Tangki AG—singkatan dari Agus Gunarso—pertama berfungsi sebagai bak pengendap cairan padat. Dari tangki itu, air dialirkan ke bak kedua sebagai penyaring. Dari sini air kemudian digiring ke bak terakhir.
Di bak terakhir, disebar ikan dan ditanam eceng gondok. Perlakuan ini ternyata membuat air di kolam penampungan itu jernih dan tak berbau sehingga bisa langsung dibuang ke sungai. Air ini pun terbukti memenuhi standar mutu nasional.
Ternyata, dengan karya itu, Agus memanen pelbagai berkah. Ia pernah memperoleh Kalpataru, tahun 1997, sampai-sampai Menteri Lingkungan Hidup, saat itu Sarwono Kusumaatmaja, berseloroh mem-beri nama Agus TAI. Dan, yang pa-ling berarti, Agus diangkat sebagai pegawai negeri di Pemerintah Daerah Kota Madya Malang. Ia juga diberi satu sepeda motor.
Di tingkat internasional, Agus memperoleh penghargaan Asian Innovation Award dari majalah Far Eastern Economic Review serta penghargaan Heroes of Today dari majalah Readers Digest. Dan belakangan, ya, penghargaan dari Word Technology Award 2001.
Selain septik tank, Agus juga menemukan cairan bio-fund pada tahun 2000. Cairan dari rempah-rempah ini menghasilkan mikroba yang mempercepat pembuatan kompos dan menghilangkan aroma tak sedap pada kompos.
Tak lama setelah meraih World Techno-logy Award 2001, Agus memperoleh tawaran menarik dari Jepang.
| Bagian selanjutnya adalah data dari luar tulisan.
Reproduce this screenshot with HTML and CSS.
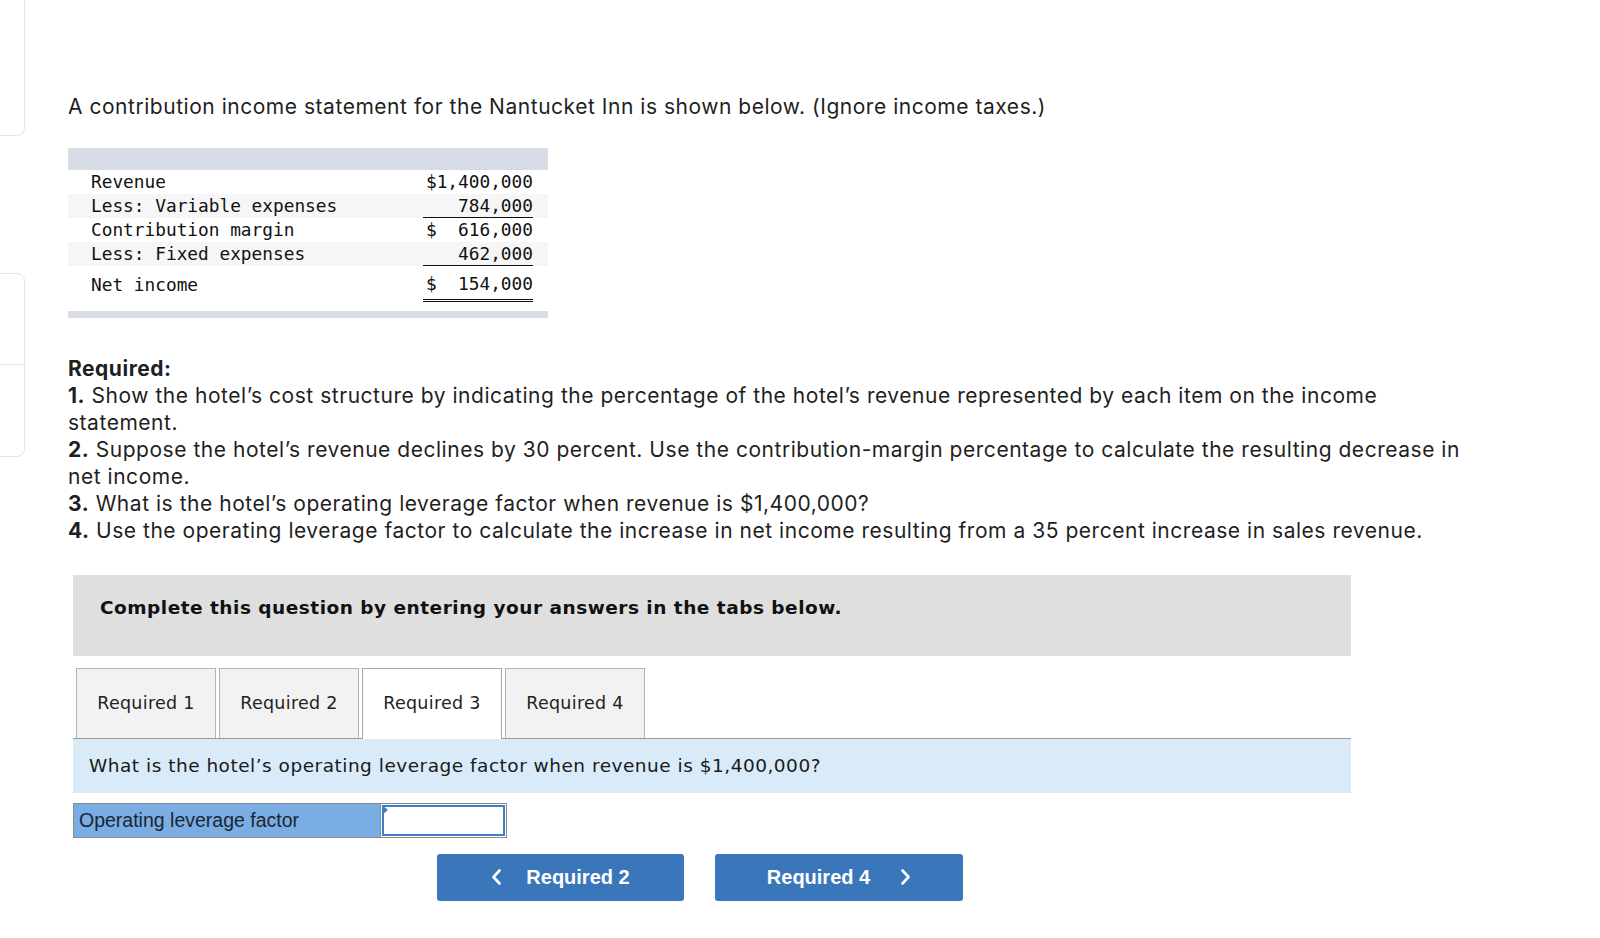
FILE: index.html
```html
<!DOCTYPE html>
<html lang="en">
<head>
<meta charset="utf-8">
<title>Nantucket Inn</title>
<link rel="stylesheet" href="styles.css">
</head>
<body>
<div class="page">
  <aside class="rail">
    <div class="rail-card rail-card-top"></div>
    <div class="rail-card rail-card-mid"><div class="rail-div"></div></div>
  </aside>
  <main class="main">
    <p class="intro">A contribution income statement for the Nantucket Inn is shown below. (Ignore income taxes.)</p>
    <div class="stmt">
      <div class="stmt-bar"></div>
      <table class="stmt-table">
        <tr><td class="lbl">Revenue</td><td class="num">$1,400,000</td><td class="pad"></td></tr>
        <tr class="alt"><td class="lbl">Less: Variable expenses</td><td class="num ul">  784,000</td><td class="pad"></td></tr>
        <tr><td class="lbl">Contribution margin</td><td class="num">$  616,000</td><td class="pad"></td></tr>
        <tr class="alt"><td class="lbl">Less: Fixed expenses</td><td class="num ul">  462,000</td><td class="pad"></td></tr>
        <tr class="net"><td class="lbl">Net income</td><td class="num dbl">$  154,000</td><td class="pad"></td></tr>
      </table>
      <div class="stmt-bar stmt-bar-bottom"></div>
    </div>
    <div class="required">
      <p><b>Required:</b></p>
      <p><b>1.</b> Show the hotel’s cost structure by indicating the percentage of the hotel’s revenue represented by each item on the income statement.</p>
      <p><b>2.</b> Suppose the hotel’s revenue declines by 30 percent. Use the contribution-margin percentage to calculate the resulting decrease in net income.</p>
      <p><b>3.</b> What is the hotel’s operating leverage factor when revenue is $1,400,000?</p>
      <p><b>4.</b> Use the operating leverage factor to calculate the increase in net income resulting from a 35 percent increase in sales revenue.</p>
    </div>
    <section class="question">
      <div class="instr">Complete this question by entering your answers in the tabs below.</div>
      <div class="tabs">
        <div class="tab">Required 1</div>
        <div class="tab">Required 2</div>
        <div class="tab tab-active">Required 3</div>
        <div class="tab">Required 4</div>
      </div>
      <div class="prompt">What is the hotel’s operating leverage factor when revenue is $1,400,000?</div>
      <div class="answer-row">
        <div class="answer-label">Operating leverage factor</div>
        <div class="answer-input"><span class="flag"></span></div>
      </div>
      <div class="nav">
        <button class="nav-btn"><svg class="chev" width="11" height="16" viewBox="0 0 11 16"><polyline points="8.5,1.5 2.5,8 8.5,14.5" fill="none" stroke="#fff" stroke-width="2.6" stroke-linecap="round" stroke-linejoin="round"/></svg><span>Required 2</span></button>
        <button class="nav-btn nav-next"><span>Required 4</span><svg class="chev" width="11" height="16" viewBox="0 0 11 16"><polyline points="2.5,1.5 8.5,8 2.5,14.5" fill="none" stroke="#fff" stroke-width="2.6" stroke-linecap="round" stroke-linejoin="round"/></svg></button>
      </div>
    </section>
  </main>
</div>
</body>
</html>
```
FILE: styles.css
```css
html, body {
  margin: 0;
  padding: 0;
  background: #fff;
}
body {
  font-family: Inter, "Open Sans", sans-serif;
  color: #1f1f1f;
}
.page {
  display: flex;
  align-items: flex-start;
  overflow: hidden;
  min-height: 938px;
}
.rail {
  width: 25px;
  flex-shrink: 0;
}
.rail-card {
  box-sizing: border-box;
  width: 40px;
  margin-left: -15px;
  border: 1px solid #e4e4e4;
  background: #fff;
}
.rail-card-top {
  margin-top: -12px;
  height: 148px;
  border-radius: 0 0 8px 0;
}
.rail-card-mid {
  margin-top: 137px;
  height: 184px;
  border-radius: 0 8px 8px 0;
  padding-top: 90px;
}
.rail-div {
  border-top: 1px solid #e4e4e4;
}
.main {
  margin-left: 43px;
  padding-top: 93px;
  width: 1420px;
}
.intro {
  margin: 0;
  font-size: 21px;
  letter-spacing: 0.53px;
  line-height: 27px;
}
.stmt {
  margin-top: 28px;
  width: 480px;
}
.stmt-bar {
  height: 22px;
  background: #d8dce6;
}
.stmt-bar-bottom {
  height: 7px;
  margin-top: 9px;
}
.stmt-table {
  width: 100%;
  border-collapse: collapse;
  font-family: "DejaVu Sans Mono", "Liberation Mono", monospace;
  font-size: 17.8px;
  color: #111;
}
.stmt-table td {
  padding: 0;
  height: 23.5px;
  line-height: 23.5px;
  white-space: pre;
}
.stmt-table .alt td {
  background: #f6f6f6;
}
.stmt-table .lbl {
  padding-left: 23px;
}
.stmt-table .num {
  width: 110px;
  text-align: right;
}
.stmt-table .pad {
  width: 15px;
}
.stmt-table .ul {
  border-bottom: 1px solid #111;
}
.stmt-table .net td {
  padding-top: 6px;
  padding-bottom: 3px;
}
.stmt-table .net .dbl {
  border-bottom: 3px double #111;
}
.required {
  margin-top: 37px;
  width: 1406px;
  font-size: 21px;
  letter-spacing: 0.53px;
  line-height: 27px;
}
.required p {
  margin: 0;
}
.question {
  margin-top: 31px;
  margin-left: 5px;
  width: 1278px;
}
.instr {
  box-sizing: border-box;
  height: 81px;
  background: #dfdfdf;
  padding: 22px 0 0 27px;
  font-family: "DejaVu Sans", Verdana, sans-serif;
  font-weight: bold;
  font-size: 18.5px;
  letter-spacing: 0.5px;
  line-height: 22px;
  color: #111;
}
.tabs {
  display: flex;
  align-items: flex-end;
  gap: 3px;
  margin-top: 12px;
  padding-left: 3px;
  border-bottom: 1px solid #999;
}
.tab {
  box-sizing: border-box;
  width: 140px;
  height: 70px;
  border: 1px solid #b4b4b4;
  border-bottom: none;
  background: #f2f2f2;
  display: flex;
  align-items: center;
  justify-content: center;
  font-family: "DejaVu Sans", Verdana, sans-serif;
  font-size: 17.5px;
  letter-spacing: 0.3px;
  color: #222;
}
.tab-active {
  background: #fff;
  border-color: #a8a8a8;
  height: 71px;
  padding-bottom: 1px;
  margin-bottom: -1px;
}
.prompt {
  box-sizing: border-box;
  height: 54px;
  background: #d9ebf9;
  padding-left: 16px;
  display: flex;
  align-items: center;
  font-family: "DejaVu Sans", Verdana, sans-serif;
  font-size: 18.5px;
  letter-spacing: 0.5px;
  color: #1a1a1a;
}
.answer-row {
  display: flex;
  box-sizing: border-box;
  margin-top: 10px;
  width: 434px;
  height: 35px;
  border: 1px solid #8a8a8a;
}
.answer-label {
  width: 301px;
  background: #7aade3;
  border-right: 1px solid #8a8a8a;
  padding-left: 5px;
  display: flex;
  align-items: center;
  font-family: "Liberation Sans", Arial, sans-serif;
  font-size: 19.5px;
  color: #1c2633;
}
.answer-input {
  position: relative;
  flex: 1;
  background: #fff;
  box-shadow: inset 0 0 0 1px #fff, inset 0 0 0 3px #3d7fc7;
}
.flag {
  position: absolute;
  left: 1px;
  top: 1px;
  width: 0;
  height: 0;
  border-top: 5px solid transparent;
  border-bottom: 5px solid transparent;
  border-left: 6px solid #3d7fc7;
}
.nav {
  display: flex;
  gap: 31px;
  margin-top: 16px;
  padding-left: 364px;
}
.nav-btn {
  width: 247px;
  height: 47px;
  border: none;
  border-radius: 3px;
  background: #3a76ba;
  color: #fff;
  display: flex;
  align-items: center;
  justify-content: center;
  gap: 24px;
  font-family: "Liberation Sans", Arial, sans-serif;
  font-weight: bold;
  font-size: 20px;
  padding: 0;
}
.nav-next {
  width: 248px;
  gap: 30px;
}
.chev {
  display: block;
}
```
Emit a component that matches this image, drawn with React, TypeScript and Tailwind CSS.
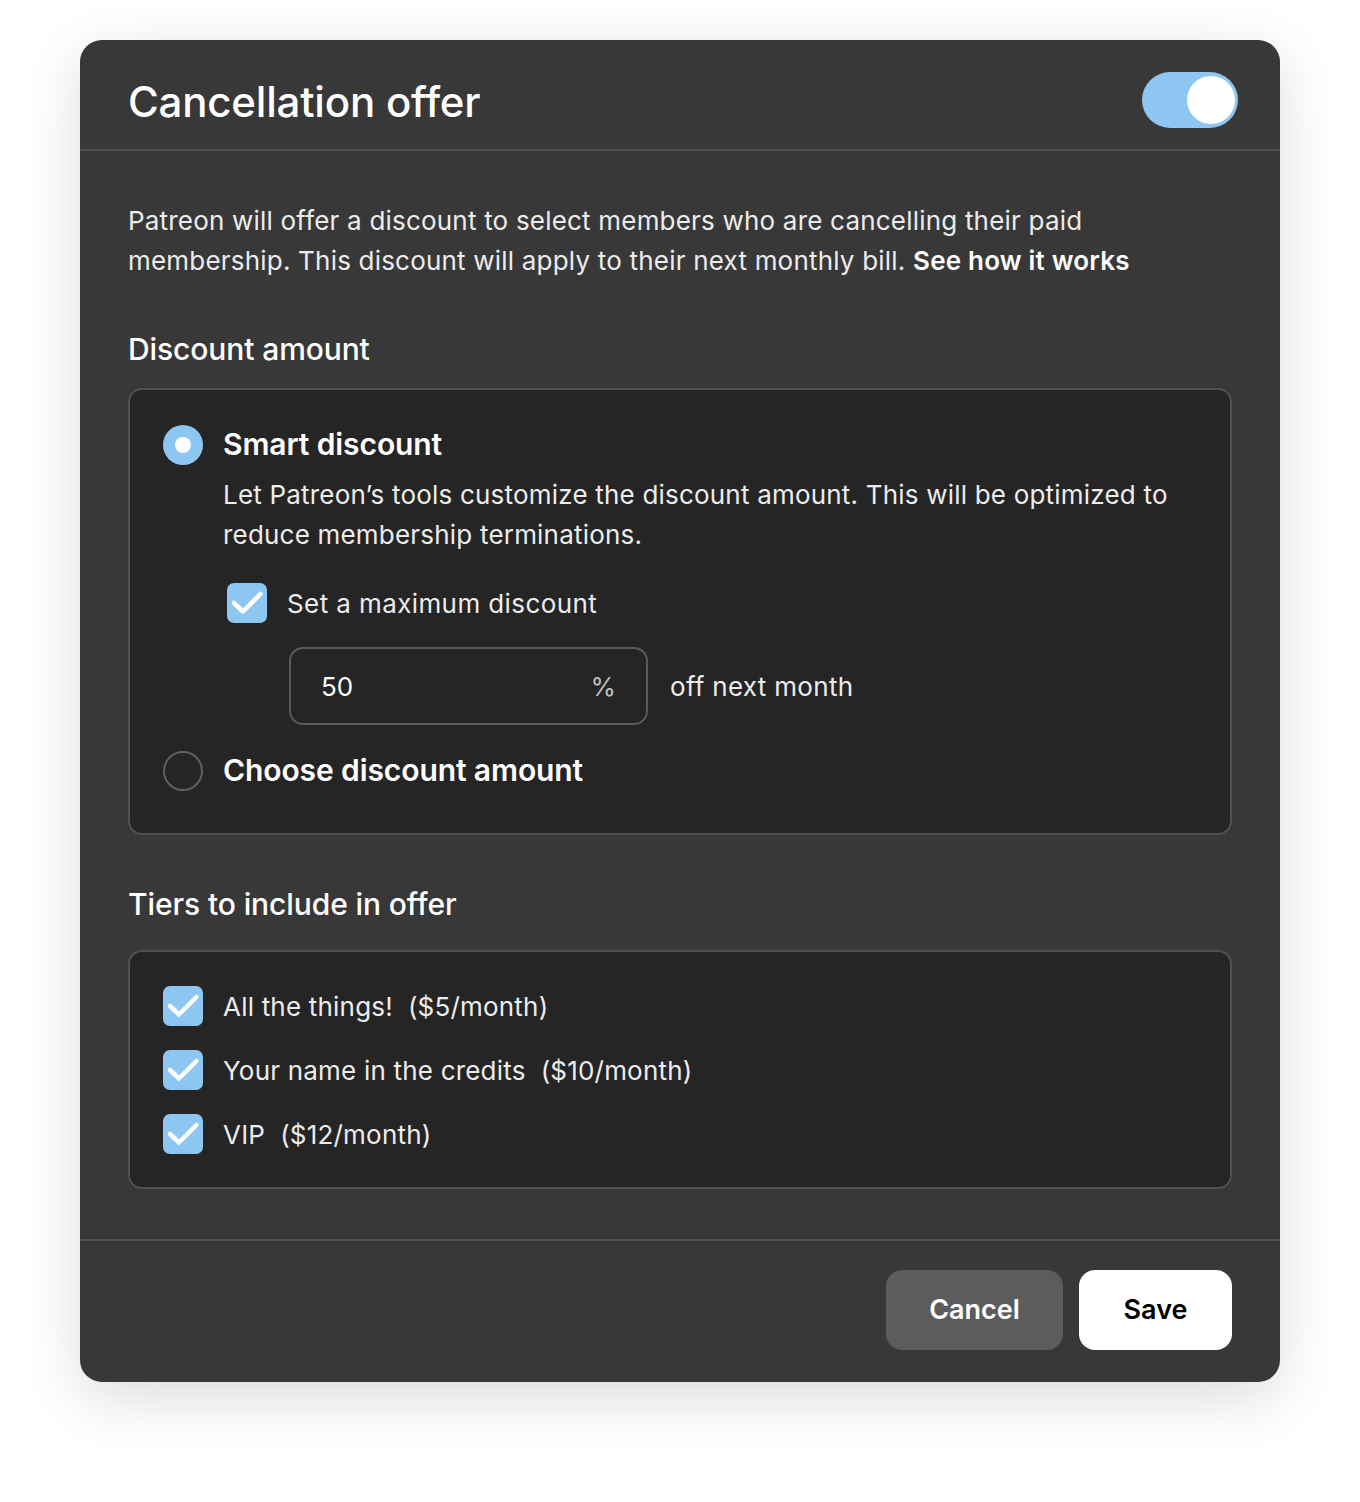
import React from "react";

function Check({ className = "" }: { className?: string }) {
  return (
    <span className={"flex h-10 w-10 shrink-0 items-center justify-center rounded-[7px] bg-[#8ec6f2] " + className}>
      <svg width="40" height="40" viewBox="0 0 40 40" fill="none">
        <path d="M7 20 L16 28.5 L33.5 11" stroke="white" strokeWidth="4.5" strokeLinecap="round" strokeLinejoin="round" />
      </svg>
    </span>
  );
}

export default function App() {
  return (
    <div className="min-h-[1502px] w-full bg-white pt-10" style={{ fontFamily: "Inter, 'Noto Sans', sans-serif" }}>
      <div className="mx-20 flex flex-col overflow-hidden rounded-[22px] bg-[#383838] text-white shadow-[0_16px_60px_rgba(0,0,0,0.14)]">
        {/* Header */}
        <div className="flex h-[111px] items-center justify-between border-b-2 border-[#505050] pl-12 pr-[42px] pt-[11px]">
          <h1 className="mt-[4px] text-[42px] font-medium leading-[50px] tracking-[-0.2px]">Cancellation offer</h1>
          <div className="flex h-14 w-24 items-center justify-end rounded-full bg-[#8ec6f2] pr-[3px]">
            <div className="h-[48px] w-[48px] rounded-full bg-white" />
          </div>
        </div>

        {/* Body */}
        <div className="flex flex-col px-12 pb-[50px] pt-[50px]">
          <p className="text-[26px] leading-[40px] text-[#ececec] tracking-[0.2px]">
            Patreon will offer a discount to select members who are cancelling their paid membership. This discount will apply to their next monthly bill.{" "}
            <span className="font-semibold text-white">See how it works</span>
          </p>

          <h2 className="mt-[46px] text-[30px] font-medium leading-[45px] tracking-[-0.1px]">Discount amount</h2>
          <div className="mt-[16px] rounded-[14px] border-2 border-[#505050] bg-[#252525] px-[33px] pb-[40px] pt-[32px]">
            <div className="flex items-center gap-5">
              <span className="flex h-10 w-10 shrink-0 items-center justify-center rounded-full bg-[#8ec6f2]">
                <span className="h-4 w-4 rounded-full bg-white" />
              </span>
              <span className="text-[30px] font-semibold tracking-[-0.1px]">Smart discount</span>
            </div>
            <p className="ml-[60px] mt-[8px] text-[26px] leading-[40px] text-[#ececec] tracking-[0.2px]">
              Let Patreon’s tools customize the discount amount. This will be optimized to reduce membership terminations.
            </p>
            <div className="ml-[64px] mt-[28px] flex items-center gap-5">
              <Check />
              <span className="text-[26px] text-[#ececec] tracking-[0.4px]">Set a maximum discount</span>
            </div>
            <div className="ml-[126px] mt-[24px] flex items-center gap-[22px]">
              <div className="flex h-[78px] w-[359px] items-center justify-between rounded-[14px] border-2 border-[#5a5a5a] pl-[30px] pr-[30px]">
                <span className="text-[26px] text-white">50</span>
                <span className="text-[26px] text-[#bdbdbd]">%</span>
              </div>
              <span className="text-[26px] text-[#ececec] tracking-[0.3px]">off next month</span>
            </div>
            <div className="mt-[23px] flex items-center gap-5">
              <span className="h-10 w-10 shrink-0 rounded-full border-2 border-[#5f5f5f]" />
              <span className="text-[30px] font-semibold tracking-[-0.1px]">Choose discount amount</span>
            </div>
          </div>

          <h2 className="mt-[47px] text-[30px] font-medium leading-[45px] tracking-[-0.1px]">Tiers to include in offer</h2>
          <div className="mt-[23px] flex flex-col gap-6 rounded-[14px] border-2 border-[#505050] bg-[#252525] px-[33px] pb-[33px] pt-[34px]">
            {["All the things!  ($5/month)", "Your name in the credits  ($10/month)", "VIP  ($12/month)"].map((t) => (
              <div key={t} className="flex items-center gap-5">
                <Check />
                <span className="whitespace-pre text-[26px] text-[#ececec] tracking-[0.2px]">{t}</span>
              </div>
            ))}
          </div>
        </div>

        {/* Footer */}
        <div className="flex justify-end gap-4 border-t-2 border-[#505050] px-12 pb-[32px] pt-[29px]">
          <button className="h-20 w-[177px] rounded-[16px] bg-[#5c5c5c] text-[27px] font-semibold text-white">Cancel</button>
          <button className="h-20 w-[153px] rounded-[16px] bg-white text-[27px] font-semibold text-black">Save</button>
        </div>
      </div>
    </div>
  );
}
Rupanya, Jepang mau membeli tinja dari proyek septik tank gotong-royong untuk pupuk. Satu ton tinja diminta setiap bulan, dengan harga Rp 2.000 per kilogram. Tapi, lagi-lagi Agus menolak. Soalnya, limbah tinja dari proyek itu sekarang baru sebanyak dua kuintal. Itu pun sudah digunakan sebagai kompos di beberapa kampus di Malang.
Kini, sistem tangki AG sudah diterapkan di empat kelurahan di Malang. Rumah sakit di Malang dan Jombang juga ada yang mengadopsinya. Agaknya, septik tank itu cocok untuk kawasan padat yang tak berlahan lebih.
Problem nyatanya sekarang di lapangan, konstruksi tangki AG masih dirasa mahal karena membutuhkan biaya sekitar Rp 30 juta. Selain itu, jaringan pipanya rentan mampet. Mungkin itu lantaran kemiringan pipa harus lebih dari 20 derajat dan tak boleh ada limbah padat serta plastik.
Johar Syamsi, ahli lingkungan di Lembaga Ilmu Pengetahuan Indonesia, juga berharap agar teknologi tangki AG bisa disempurnakan. Misalnya, dilengkapi dengan alat untuk memonitor hasil pengolahan tinja yang lebih akurat dan kontinu.